## Task description
In the records below, find each line with the word "screenshot" and copy it.

## Data listing
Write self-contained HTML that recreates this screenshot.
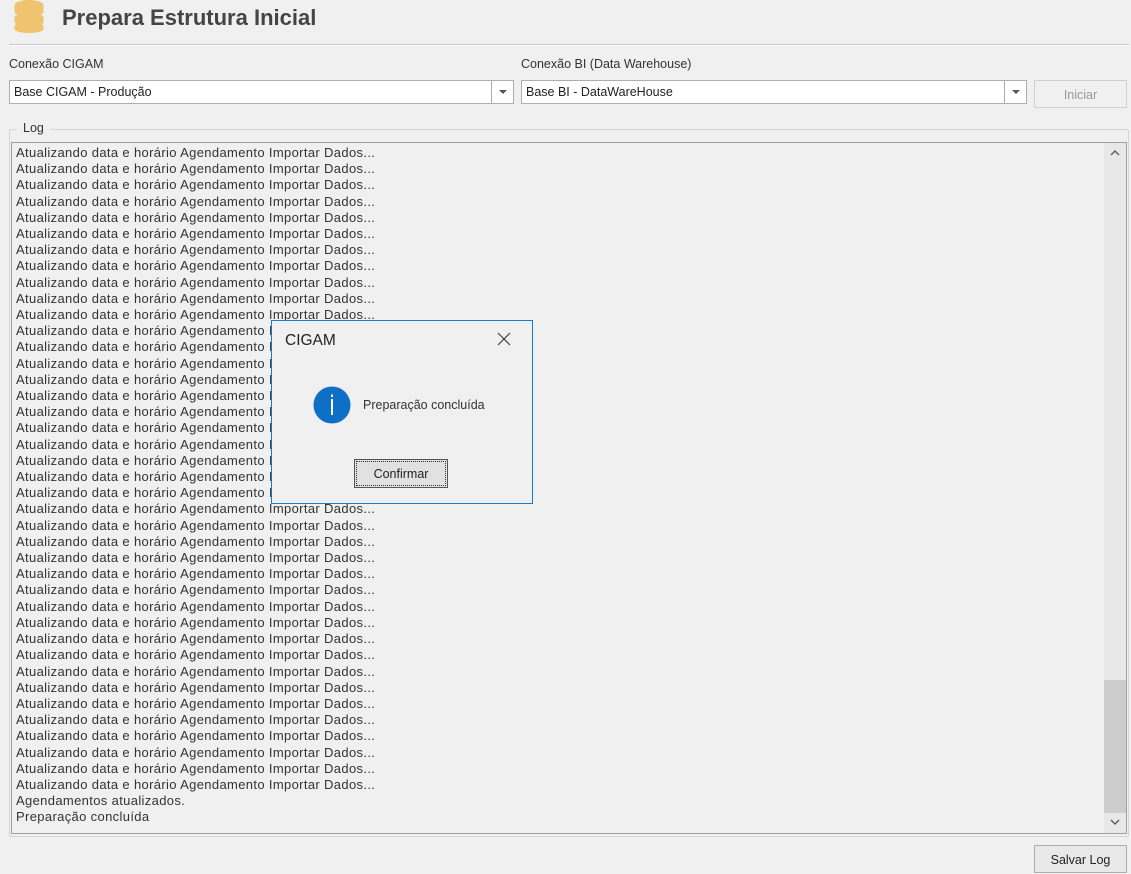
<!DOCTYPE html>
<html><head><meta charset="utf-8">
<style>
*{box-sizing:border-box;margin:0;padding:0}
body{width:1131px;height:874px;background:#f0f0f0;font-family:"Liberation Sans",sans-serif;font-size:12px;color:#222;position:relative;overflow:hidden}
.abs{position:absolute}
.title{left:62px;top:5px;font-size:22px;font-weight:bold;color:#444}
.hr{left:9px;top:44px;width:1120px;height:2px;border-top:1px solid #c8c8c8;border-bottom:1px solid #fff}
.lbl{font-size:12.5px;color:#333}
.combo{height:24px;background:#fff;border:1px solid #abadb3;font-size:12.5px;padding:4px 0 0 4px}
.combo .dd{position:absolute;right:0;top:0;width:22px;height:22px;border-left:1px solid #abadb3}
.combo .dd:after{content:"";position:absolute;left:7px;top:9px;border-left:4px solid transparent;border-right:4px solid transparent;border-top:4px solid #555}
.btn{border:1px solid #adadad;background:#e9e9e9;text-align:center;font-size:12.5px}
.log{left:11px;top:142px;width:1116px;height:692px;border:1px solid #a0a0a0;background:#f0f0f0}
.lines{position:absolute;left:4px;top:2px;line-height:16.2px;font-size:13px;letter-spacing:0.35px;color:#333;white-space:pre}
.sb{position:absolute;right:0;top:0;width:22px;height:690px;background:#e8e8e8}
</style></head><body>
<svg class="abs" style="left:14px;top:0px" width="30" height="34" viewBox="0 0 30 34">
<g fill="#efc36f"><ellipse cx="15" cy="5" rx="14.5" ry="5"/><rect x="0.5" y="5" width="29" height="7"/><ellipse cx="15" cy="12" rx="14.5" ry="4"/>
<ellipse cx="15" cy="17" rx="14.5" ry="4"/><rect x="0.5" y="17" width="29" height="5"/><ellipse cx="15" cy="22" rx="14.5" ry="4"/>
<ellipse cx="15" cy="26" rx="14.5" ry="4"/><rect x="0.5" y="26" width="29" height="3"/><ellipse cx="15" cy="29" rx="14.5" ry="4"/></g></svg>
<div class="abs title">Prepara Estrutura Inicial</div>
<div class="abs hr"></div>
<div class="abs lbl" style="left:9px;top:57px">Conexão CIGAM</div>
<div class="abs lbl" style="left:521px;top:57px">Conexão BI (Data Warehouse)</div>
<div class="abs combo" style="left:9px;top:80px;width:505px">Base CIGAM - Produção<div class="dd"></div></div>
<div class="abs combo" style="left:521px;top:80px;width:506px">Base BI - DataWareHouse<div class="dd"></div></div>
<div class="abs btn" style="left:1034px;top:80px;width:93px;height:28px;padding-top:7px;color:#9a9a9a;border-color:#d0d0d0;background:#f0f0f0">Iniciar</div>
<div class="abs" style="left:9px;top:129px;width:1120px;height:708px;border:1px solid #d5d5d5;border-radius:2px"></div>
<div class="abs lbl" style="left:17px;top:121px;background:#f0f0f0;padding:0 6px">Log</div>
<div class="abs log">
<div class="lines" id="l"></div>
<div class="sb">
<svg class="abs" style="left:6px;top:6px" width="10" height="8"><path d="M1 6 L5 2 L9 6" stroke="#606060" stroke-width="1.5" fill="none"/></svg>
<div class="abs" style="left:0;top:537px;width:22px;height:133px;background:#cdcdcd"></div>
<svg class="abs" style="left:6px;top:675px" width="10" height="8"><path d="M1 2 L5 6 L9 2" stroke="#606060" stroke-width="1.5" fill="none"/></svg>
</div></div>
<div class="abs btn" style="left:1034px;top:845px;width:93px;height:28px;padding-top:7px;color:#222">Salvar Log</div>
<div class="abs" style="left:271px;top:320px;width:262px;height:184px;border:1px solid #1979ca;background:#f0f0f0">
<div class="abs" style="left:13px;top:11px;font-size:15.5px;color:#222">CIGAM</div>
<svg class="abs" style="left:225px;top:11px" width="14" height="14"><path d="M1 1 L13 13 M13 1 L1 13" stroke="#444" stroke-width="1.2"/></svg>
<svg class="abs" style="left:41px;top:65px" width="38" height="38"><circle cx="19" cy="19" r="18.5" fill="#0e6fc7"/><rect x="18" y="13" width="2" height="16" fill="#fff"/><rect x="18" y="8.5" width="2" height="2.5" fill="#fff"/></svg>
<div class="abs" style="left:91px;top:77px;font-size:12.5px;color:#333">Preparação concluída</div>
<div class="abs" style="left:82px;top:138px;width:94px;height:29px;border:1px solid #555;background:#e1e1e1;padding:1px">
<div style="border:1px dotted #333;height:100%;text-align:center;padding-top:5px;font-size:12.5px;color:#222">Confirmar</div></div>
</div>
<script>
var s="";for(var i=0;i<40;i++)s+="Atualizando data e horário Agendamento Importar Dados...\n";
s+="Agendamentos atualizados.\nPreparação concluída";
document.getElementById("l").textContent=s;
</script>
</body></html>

* * *

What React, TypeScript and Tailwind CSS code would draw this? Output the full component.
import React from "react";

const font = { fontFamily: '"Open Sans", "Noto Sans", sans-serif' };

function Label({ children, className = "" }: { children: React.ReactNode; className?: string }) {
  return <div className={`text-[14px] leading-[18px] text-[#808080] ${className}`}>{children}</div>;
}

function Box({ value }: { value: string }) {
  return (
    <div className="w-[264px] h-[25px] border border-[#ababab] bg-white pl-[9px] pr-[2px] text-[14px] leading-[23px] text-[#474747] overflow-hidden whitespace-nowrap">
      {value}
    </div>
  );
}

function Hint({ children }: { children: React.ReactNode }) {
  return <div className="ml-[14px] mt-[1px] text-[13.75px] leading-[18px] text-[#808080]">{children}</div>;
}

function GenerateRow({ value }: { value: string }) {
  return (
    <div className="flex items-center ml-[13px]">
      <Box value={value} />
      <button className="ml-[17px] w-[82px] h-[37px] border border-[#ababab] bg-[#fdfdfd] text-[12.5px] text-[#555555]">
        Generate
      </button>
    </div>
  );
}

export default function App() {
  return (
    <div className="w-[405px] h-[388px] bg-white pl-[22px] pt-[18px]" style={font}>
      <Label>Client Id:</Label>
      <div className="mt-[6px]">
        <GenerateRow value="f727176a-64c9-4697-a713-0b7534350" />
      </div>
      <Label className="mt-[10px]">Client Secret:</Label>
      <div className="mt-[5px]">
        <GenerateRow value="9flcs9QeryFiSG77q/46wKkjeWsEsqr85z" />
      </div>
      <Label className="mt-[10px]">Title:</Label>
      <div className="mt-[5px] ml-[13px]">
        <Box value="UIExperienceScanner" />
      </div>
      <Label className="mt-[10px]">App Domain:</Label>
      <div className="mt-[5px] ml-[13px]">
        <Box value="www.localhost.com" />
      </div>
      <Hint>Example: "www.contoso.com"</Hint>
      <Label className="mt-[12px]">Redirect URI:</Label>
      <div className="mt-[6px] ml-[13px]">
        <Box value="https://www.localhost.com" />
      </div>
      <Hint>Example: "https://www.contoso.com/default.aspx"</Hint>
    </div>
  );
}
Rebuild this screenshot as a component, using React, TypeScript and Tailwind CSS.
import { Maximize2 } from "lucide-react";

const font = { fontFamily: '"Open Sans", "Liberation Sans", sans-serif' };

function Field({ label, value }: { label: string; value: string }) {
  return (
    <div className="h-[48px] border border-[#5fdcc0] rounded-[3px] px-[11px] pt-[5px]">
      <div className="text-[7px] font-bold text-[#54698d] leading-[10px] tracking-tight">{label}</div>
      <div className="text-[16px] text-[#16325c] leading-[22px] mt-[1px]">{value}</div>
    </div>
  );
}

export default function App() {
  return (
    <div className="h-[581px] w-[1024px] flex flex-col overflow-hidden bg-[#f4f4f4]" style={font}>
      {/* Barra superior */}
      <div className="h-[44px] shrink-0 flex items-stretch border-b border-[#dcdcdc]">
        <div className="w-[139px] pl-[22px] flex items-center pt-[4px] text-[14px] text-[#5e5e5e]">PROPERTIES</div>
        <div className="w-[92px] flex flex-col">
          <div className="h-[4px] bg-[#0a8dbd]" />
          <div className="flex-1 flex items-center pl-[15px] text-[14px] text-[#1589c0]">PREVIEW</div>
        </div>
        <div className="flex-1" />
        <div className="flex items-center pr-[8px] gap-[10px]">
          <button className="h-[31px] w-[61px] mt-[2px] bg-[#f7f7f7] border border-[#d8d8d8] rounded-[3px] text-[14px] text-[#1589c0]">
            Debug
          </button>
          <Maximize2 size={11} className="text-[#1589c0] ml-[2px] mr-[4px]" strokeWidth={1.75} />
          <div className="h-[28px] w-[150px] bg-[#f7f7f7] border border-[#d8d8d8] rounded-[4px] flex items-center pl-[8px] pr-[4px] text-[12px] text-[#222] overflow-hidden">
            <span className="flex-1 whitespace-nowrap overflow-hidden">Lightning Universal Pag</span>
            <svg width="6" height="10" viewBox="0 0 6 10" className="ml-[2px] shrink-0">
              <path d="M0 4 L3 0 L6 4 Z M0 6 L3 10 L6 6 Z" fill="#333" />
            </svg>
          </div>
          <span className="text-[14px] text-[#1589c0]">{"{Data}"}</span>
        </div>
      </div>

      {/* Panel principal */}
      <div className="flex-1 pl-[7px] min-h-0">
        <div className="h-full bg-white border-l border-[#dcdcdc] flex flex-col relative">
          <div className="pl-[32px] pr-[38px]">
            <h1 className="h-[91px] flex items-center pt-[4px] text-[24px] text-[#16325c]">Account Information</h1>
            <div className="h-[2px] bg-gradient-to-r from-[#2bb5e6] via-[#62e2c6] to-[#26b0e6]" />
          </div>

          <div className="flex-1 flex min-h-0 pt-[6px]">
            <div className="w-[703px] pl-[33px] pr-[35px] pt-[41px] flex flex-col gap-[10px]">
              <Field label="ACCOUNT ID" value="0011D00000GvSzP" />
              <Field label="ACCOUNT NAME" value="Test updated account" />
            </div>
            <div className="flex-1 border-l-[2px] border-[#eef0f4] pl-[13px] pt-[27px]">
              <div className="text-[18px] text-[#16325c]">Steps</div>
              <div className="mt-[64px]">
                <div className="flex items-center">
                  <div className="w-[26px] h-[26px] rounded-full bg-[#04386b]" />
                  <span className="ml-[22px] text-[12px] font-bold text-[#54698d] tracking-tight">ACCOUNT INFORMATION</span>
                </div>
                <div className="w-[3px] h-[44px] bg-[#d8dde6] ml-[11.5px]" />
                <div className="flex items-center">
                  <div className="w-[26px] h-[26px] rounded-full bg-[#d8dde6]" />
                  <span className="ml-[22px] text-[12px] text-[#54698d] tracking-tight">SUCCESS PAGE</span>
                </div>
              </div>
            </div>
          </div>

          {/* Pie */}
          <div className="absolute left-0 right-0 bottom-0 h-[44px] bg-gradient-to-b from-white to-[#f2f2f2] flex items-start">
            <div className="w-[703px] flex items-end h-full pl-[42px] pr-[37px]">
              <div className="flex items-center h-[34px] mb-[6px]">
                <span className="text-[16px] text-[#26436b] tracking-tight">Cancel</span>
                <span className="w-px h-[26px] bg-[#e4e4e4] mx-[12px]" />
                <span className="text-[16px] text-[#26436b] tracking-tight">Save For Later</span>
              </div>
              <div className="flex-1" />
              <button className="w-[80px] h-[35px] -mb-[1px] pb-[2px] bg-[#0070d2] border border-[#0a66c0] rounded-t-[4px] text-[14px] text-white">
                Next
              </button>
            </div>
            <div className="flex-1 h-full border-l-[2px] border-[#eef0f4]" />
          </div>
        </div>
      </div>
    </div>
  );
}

## The answer
Write self-contained HTML that recreates this screenshot.
Rebuild this screenshot as a component, using React, TypeScript and Tailwind CSS.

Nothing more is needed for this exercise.